# What the exercise asks
Images are not part of the copy; transcribe all the data exactly.

# Dataset extract
— START —
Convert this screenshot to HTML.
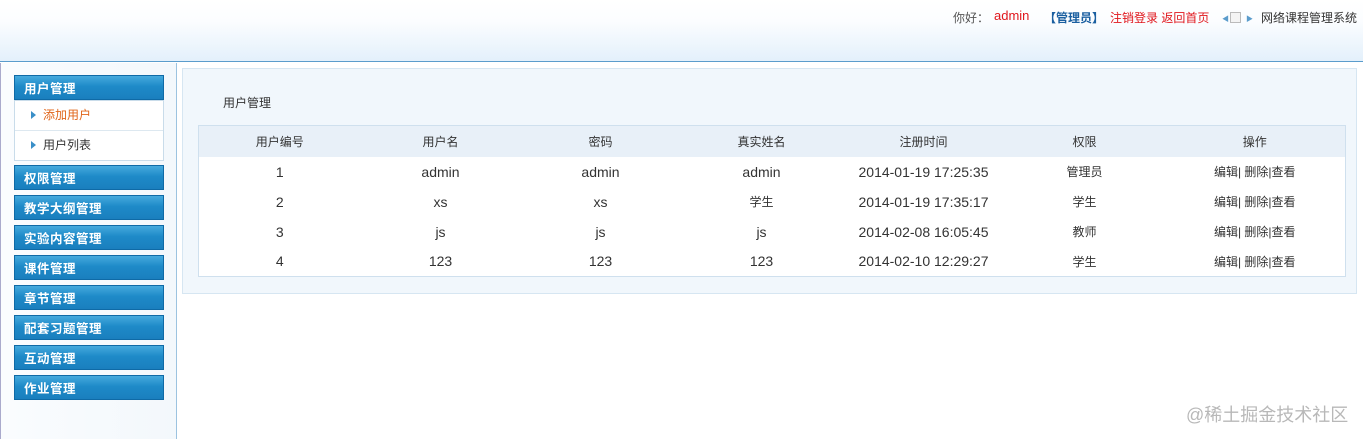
<!DOCTYPE html>
<html><head><meta charset="utf-8"><style>
*{margin:0;padding:0;box-sizing:border-box}
body{width:1363px;height:439px;overflow:hidden;background:#fff;font-family:"Liberation Sans","Noto Sans CJK SC",sans-serif;font-size:12px;color:#333;position:relative}
.hdr{position:absolute;left:0;top:0;width:1363px;height:62px;background:linear-gradient(#fff 0%,#fbfdff 35%,#e3f0fb 100%);border-bottom:1px solid #5a9ccc}
.top{position:absolute;top:9px;font-size:12px;white-space:nowrap}
.side{position:absolute;left:0;top:63px;width:177px;height:376px;background:linear-gradient(90deg,#fafcfe,#f3f8fc);border-right:1px solid #9cc3e0;border-left:1px solid #aac}
.m{position:absolute;left:14px;width:150px;height:25px;background:linear-gradient(#46a9dd,#1e8ac8 45%,#1a7fbe);border:1px solid #0f6aa6;color:#fff;font-weight:bold;font-size:12.5px;line-height:27px;padding-left:9px;letter-spacing:.5px}
.sub{position:absolute;left:14px;top:100px;width:150px;height:61px;background:#fff;border:1px solid #c9dcea}
.sub div{height:30px;line-height:29px;padding-left:28px;position:relative}
.sub div:first-child{border-bottom:1px solid #dde8f0;color:#e0651a}
.sub div:before{content:"";position:absolute;left:16px;top:10px;border-left:5px solid #3a8fc8;border-top:4px solid transparent;border-bottom:4px solid transparent}
.panel{position:absolute;left:182px;top:68px;width:1175px;height:226px;background:#f1f7fc;border:1px solid #d6e6f2}
table{position:absolute;left:198px;top:125px;width:1148px;border-collapse:collapse;background:#fff;border:1px solid #cfe0ee}
th{height:31px;background:#e8f0f8;font-weight:normal;color:#333}
td{height:30px;text-align:center;color:#333;font-size:14px}
td.c{font-size:12px}
</style></head><body>
<div class="hdr"></div>
<div class="top" style="left:953px;color:#555">你好：</div>
<div class="top" style="left:994px;color:#e0161c;font-size:13px;top:8px">admin</div>
<div class="top" style="left:1044px;color:#1a5fa0;font-weight:bold">【管理员】</div>
<div class="top" style="left:1110px;color:#e0161c">注销登录 返回首页</div>
<div class="top" style="left:1222px;color:#5a9ccc;font-size:7px;top:14px">◀</div>
<div style="position:absolute;left:1230px;top:12px;width:11px;height:11px;border:1px solid #bbb;background:#f4f4f4"></div>
<div class="top" style="left:1246px;color:#5a9ccc;font-size:7px;top:14px">▶</div>
<div class="top" style="left:1261px;color:#333">网络课程管理系统</div>
<div class="side"></div>
<div class="m" style="top:75px">用户管理</div>
<div class="sub"><div>添加用户</div><div>用户列表</div></div>
<div class="m" style="top:165px">权限管理</div>
<div class="m" style="top:195px">教学大纲管理</div>
<div class="m" style="top:225px">实验内容管理</div>
<div class="m" style="top:255px">课件管理</div>
<div class="m" style="top:285px">章节管理</div>
<div class="m" style="top:315px">配套习题管理</div>
<div class="m" style="top:345px">互动管理</div>
<div class="m" style="top:375px">作业管理</div>
<div class="panel"></div>
<div style="position:absolute;left:223px;top:94px">用户管理</div>
<table>
<tr><th style="width:162px">用户编号</th><th style="width:160px">用户名</th><th style="width:160px">密码</th><th style="width:162px">真实姓名</th><th style="width:162px">注册时间</th><th style="width:160px">权限</th><th>操作</th></tr>
<tr><td>1</td><td>admin</td><td>admin</td><td>admin</td><td>2014-01-19 17:25:35</td><td class="c">管理员</td><td class="c">编辑| 删除|查看</td></tr>
<tr><td>2</td><td>xs</td><td>xs</td><td class="c">学生</td><td>2014-01-19 17:35:17</td><td class="c">学生</td><td class="c">编辑| 删除|查看</td></tr>
<tr><td>3</td><td>js</td><td>js</td><td>js</td><td>2014-02-08 16:05:45</td><td class="c">教师</td><td class="c">编辑| 删除|查看</td></tr>
<tr><td>4</td><td>123</td><td>123</td><td>123</td><td>2014-02-10 12:29:27</td><td class="c">学生</td><td class="c">编辑| 删除|查看</td></tr>
</table>
<div style="position:absolute;left:1186px;top:401px;font-size:18px;color:#b8b8b8">@稀土掘金技术社区</div>
</body></html>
— END —
# Correct result
Convert this screenshot to HTML.
<!DOCTYPE html>
<html><head><meta charset="utf-8"><style>
*{margin:0;padding:0;box-sizing:border-box}
body{width:1363px;height:439px;overflow:hidden;background:#fff;font-family:"Liberation Sans","Noto Sans CJK SC",sans-serif;font-size:12px;color:#333;position:relative}
.hdr{position:absolute;left:0;top:0;width:1363px;height:62px;background:linear-gradient(#fff 0%,#fbfdff 35%,#e3f0fb 100%);border-bottom:1px solid #5a9ccc}
.top{position:absolute;top:9px;font-size:12px;white-space:nowrap}
.side{position:absolute;left:0;top:63px;width:177px;height:376px;background:linear-gradient(90deg,#fafcfe,#f3f8fc);border-right:1px solid #9cc3e0;border-left:1px solid #aac}
.m{position:absolute;left:14px;width:150px;height:25px;background:linear-gradient(#46a9dd,#1e8ac8 45%,#1a7fbe);border:1px solid #0f6aa6;color:#fff;font-weight:bold;font-size:12.5px;line-height:27px;padding-left:9px;letter-spacing:.5px}
.sub{position:absolute;left:14px;top:100px;width:150px;height:61px;background:#fff;border:1px solid #c9dcea}
.sub div{height:30px;line-height:29px;padding-left:28px;position:relative}
.sub div:first-child{border-bottom:1px solid #dde8f0;color:#e0651a}
.sub div:before{content:"";position:absolute;left:16px;top:10px;border-left:5px solid #3a8fc8;border-top:4px solid transparent;border-bottom:4px solid transparent}
.panel{position:absolute;left:182px;top:68px;width:1175px;height:226px;background:#f1f7fc;border:1px solid #d6e6f2}
table{position:absolute;left:198px;top:125px;width:1148px;border-collapse:collapse;background:#fff;border:1px solid #cfe0ee}
th{height:31px;background:#e8f0f8;font-weight:normal;color:#333}
td{height:30px;text-align:center;color:#333;font-size:14px}
td.c{font-size:12px}
</style></head><body>
<div class="hdr"></div>
<div class="top" style="left:953px;color:#555">你好：</div>
<div class="top" style="left:994px;color:#e0161c;font-size:13px;top:8px">admin</div>
<div class="top" style="left:1044px;color:#1a5fa0;font-weight:bold">【管理员】</div>
<div class="top" style="left:1110px;color:#e0161c">注销登录 返回首页</div>
<div class="top" style="left:1222px;color:#5a9ccc;font-size:7px;top:14px">◀</div>
<div style="position:absolute;left:1230px;top:12px;width:11px;height:11px;border:1px solid #bbb;background:#f4f4f4"></div>
<div class="top" style="left:1246px;color:#5a9ccc;font-size:7px;top:14px">▶</div>
<div class="top" style="left:1261px;color:#333">网络课程管理系统</div>
<div class="side"></div>
<div class="m" style="top:75px">用户管理</div>
<div class="sub"><div>添加用户</div><div>用户列表</div></div>
<div class="m" style="top:165px">权限管理</div>
<div class="m" style="top:195px">教学大纲管理</div>
<div class="m" style="top:225px">实验内容管理</div>
<div class="m" style="top:255px">课件管理</div>
<div class="m" style="top:285px">章节管理</div>
<div class="m" style="top:315px">配套习题管理</div>
<div class="m" style="top:345px">互动管理</div>
<div class="m" style="top:375px">作业管理</div>
<div class="panel"></div>
<div style="position:absolute;left:223px;top:94px">用户管理</div>
<table>
<tr><th style="width:162px">用户编号</th><th style="width:160px">用户名</th><th style="width:160px">密码</th><th style="width:162px">真实姓名</th><th style="width:162px">注册时间</th><th style="width:160px">权限</th><th>操作</th></tr>
<tr><td>1</td><td>admin</td><td>admin</td><td>admin</td><td>2014-01-19 17:25:35</td><td class="c">管理员</td><td class="c">编辑| 删除|查看</td></tr>
<tr><td>2</td><td>xs</td><td>xs</td><td class="c">学生</td><td>2014-01-19 17:35:17</td><td class="c">学生</td><td class="c">编辑| 删除|查看</td></tr>
<tr><td>3</td><td>js</td><td>js</td><td>js</td><td>2014-02-08 16:05:45</td><td class="c">教师</td><td class="c">编辑| 删除|查看</td></tr>
<tr><td>4</td><td>123</td><td>123</td><td>123</td><td>2014-02-10 12:29:27</td><td class="c">学生</td><td class="c">编辑| 删除|查看</td></tr>
</table>
<div style="position:absolute;left:1186px;top:401px;font-size:18px;color:#b8b8b8">@稀土掘金技术社区</div>
</body></html>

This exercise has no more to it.